• TASK:
Please reproduce the lines of the records below from the one holding "Recreate this image" through the one holding "FaFilePdf, FaRocket, FaStar", inclusive, skipping all pictures.

• DATASET RECORDS:

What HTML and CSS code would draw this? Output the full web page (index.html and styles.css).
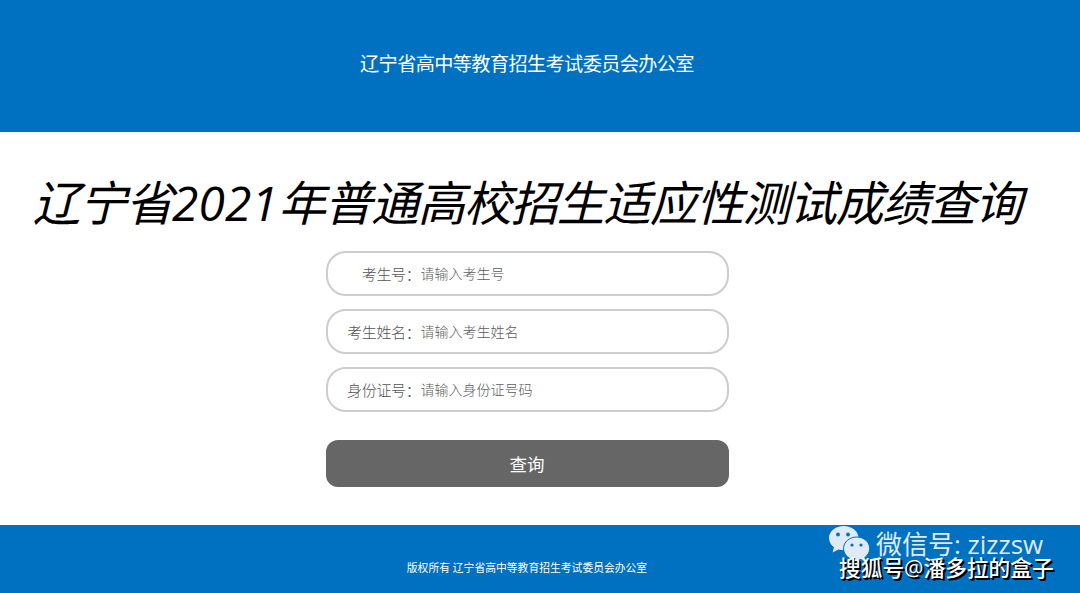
--
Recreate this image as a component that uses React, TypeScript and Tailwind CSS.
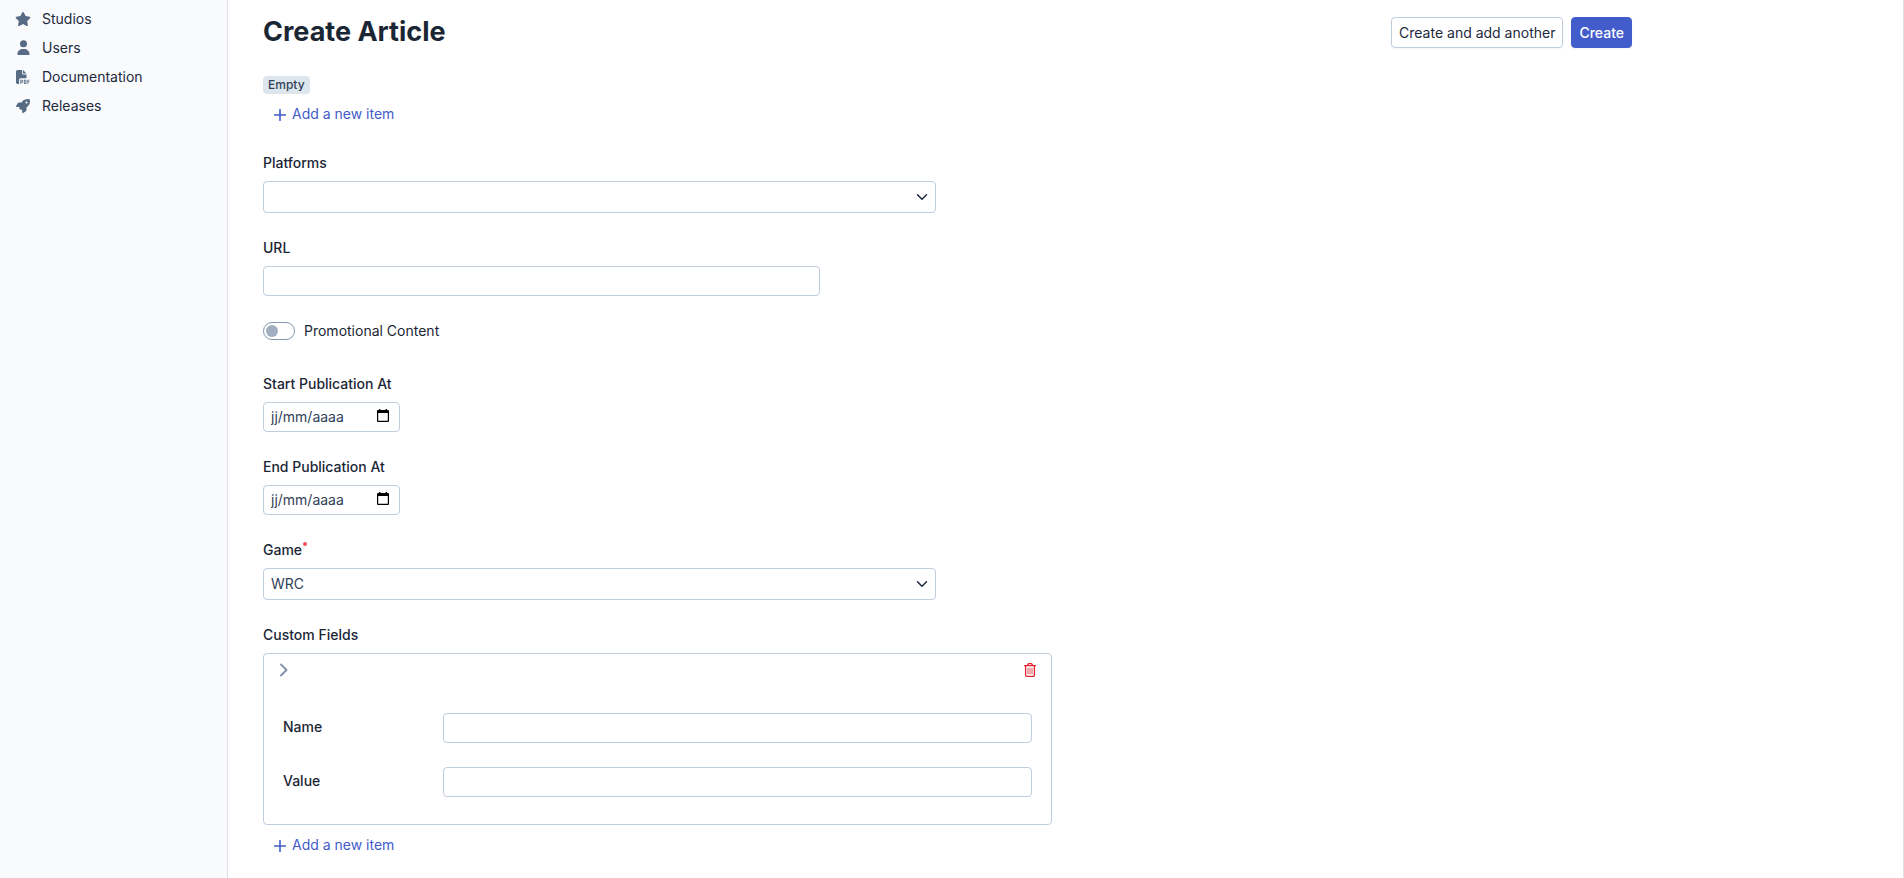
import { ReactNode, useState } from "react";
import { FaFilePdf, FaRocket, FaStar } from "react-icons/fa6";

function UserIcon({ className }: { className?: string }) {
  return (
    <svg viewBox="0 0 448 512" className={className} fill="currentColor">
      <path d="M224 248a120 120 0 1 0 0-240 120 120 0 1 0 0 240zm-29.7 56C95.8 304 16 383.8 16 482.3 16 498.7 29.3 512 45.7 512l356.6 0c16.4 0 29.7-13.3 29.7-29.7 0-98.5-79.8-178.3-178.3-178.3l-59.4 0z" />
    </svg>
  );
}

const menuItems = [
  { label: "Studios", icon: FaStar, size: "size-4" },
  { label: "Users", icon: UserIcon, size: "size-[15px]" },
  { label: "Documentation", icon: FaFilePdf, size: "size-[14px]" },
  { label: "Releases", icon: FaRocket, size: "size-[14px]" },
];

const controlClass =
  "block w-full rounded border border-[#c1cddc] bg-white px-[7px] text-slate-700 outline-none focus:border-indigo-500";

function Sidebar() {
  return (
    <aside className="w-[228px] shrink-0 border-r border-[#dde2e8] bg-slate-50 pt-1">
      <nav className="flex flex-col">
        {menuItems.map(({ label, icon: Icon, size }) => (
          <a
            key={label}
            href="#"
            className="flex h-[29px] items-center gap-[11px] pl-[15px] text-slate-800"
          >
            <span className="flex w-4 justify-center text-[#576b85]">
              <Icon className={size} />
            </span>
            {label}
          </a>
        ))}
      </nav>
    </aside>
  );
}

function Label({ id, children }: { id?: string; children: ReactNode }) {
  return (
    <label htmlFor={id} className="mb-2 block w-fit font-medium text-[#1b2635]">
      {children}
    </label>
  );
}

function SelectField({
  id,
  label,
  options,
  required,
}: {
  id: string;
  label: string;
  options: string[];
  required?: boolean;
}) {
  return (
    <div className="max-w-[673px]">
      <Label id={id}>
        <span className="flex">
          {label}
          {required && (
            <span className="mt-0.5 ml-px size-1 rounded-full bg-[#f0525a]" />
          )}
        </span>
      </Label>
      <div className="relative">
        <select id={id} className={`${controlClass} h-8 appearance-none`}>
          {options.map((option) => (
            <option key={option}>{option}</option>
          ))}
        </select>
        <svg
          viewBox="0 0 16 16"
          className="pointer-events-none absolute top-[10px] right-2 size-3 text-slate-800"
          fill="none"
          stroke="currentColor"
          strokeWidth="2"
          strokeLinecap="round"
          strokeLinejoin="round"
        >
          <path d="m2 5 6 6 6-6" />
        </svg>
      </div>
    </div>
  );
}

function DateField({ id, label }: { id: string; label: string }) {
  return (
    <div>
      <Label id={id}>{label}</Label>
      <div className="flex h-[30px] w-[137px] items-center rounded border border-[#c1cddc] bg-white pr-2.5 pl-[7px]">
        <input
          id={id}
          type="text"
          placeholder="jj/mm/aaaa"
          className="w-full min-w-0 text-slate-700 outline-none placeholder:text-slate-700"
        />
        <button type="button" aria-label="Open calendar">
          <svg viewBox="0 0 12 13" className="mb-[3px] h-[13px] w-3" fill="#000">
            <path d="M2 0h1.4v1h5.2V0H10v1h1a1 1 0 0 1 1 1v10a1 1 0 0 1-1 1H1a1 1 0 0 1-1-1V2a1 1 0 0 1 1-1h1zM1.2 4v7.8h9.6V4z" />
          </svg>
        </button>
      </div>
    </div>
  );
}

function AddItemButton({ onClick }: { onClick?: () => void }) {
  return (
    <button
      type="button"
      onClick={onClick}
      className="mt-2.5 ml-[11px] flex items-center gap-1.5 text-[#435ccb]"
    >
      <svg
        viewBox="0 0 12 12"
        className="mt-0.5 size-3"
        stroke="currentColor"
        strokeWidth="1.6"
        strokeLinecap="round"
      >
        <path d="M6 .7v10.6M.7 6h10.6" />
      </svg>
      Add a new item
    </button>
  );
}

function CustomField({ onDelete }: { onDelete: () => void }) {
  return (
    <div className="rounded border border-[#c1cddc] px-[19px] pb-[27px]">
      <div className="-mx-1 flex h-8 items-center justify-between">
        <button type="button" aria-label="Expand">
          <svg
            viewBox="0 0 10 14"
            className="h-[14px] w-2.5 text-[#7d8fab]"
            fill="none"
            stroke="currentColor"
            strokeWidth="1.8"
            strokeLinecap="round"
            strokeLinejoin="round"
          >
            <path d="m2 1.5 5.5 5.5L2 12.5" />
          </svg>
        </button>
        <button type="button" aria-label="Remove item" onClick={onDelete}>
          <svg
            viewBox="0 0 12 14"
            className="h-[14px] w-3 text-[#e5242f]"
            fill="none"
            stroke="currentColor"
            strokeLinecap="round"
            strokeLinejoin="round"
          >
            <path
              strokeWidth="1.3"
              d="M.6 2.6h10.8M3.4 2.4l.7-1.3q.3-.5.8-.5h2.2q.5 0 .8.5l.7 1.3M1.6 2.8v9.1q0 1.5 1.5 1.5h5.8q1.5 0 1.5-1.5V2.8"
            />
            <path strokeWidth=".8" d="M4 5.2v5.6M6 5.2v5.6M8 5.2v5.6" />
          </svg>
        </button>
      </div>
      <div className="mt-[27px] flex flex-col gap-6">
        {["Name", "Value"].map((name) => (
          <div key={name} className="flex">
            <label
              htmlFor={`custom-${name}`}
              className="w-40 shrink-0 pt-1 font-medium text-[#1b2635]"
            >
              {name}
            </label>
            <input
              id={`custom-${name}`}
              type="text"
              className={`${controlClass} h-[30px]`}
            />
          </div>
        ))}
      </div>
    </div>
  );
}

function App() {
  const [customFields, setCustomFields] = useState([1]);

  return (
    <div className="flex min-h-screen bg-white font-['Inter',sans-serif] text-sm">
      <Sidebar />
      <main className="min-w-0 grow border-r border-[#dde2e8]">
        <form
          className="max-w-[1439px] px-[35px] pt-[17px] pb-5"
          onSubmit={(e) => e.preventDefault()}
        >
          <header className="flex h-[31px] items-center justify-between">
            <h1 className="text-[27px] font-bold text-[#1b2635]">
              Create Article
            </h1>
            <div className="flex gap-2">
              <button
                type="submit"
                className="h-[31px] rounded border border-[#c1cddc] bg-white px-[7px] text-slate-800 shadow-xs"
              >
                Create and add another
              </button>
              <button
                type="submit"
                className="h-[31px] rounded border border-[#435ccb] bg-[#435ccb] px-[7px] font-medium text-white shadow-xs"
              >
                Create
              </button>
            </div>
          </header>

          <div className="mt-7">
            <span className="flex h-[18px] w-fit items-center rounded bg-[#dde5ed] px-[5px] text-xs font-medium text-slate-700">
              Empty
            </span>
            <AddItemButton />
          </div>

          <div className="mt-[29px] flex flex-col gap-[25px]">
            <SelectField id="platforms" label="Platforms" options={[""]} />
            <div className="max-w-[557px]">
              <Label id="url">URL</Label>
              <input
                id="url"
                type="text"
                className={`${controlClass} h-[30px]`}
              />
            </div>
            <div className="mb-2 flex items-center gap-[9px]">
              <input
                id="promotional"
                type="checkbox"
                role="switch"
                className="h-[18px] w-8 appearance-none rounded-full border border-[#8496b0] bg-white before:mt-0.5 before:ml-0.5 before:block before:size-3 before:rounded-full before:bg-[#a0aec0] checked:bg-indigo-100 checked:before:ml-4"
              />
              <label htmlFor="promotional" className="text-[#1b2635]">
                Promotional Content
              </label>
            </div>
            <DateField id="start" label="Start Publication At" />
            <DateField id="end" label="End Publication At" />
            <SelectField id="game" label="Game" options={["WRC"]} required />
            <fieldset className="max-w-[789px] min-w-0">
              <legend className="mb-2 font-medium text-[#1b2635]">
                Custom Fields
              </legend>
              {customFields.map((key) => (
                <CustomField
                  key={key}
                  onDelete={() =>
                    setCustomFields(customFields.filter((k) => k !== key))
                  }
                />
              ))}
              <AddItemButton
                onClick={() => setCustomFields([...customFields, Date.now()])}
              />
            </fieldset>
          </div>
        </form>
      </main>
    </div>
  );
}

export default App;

• TASK RESPONSE:
Recreate this image as a component that uses React, TypeScript and Tailwind CSS.
import { ReactNode, useState } from "react";
import { FaFilePdf, FaRocket, FaStar } from "react-icons/fa6";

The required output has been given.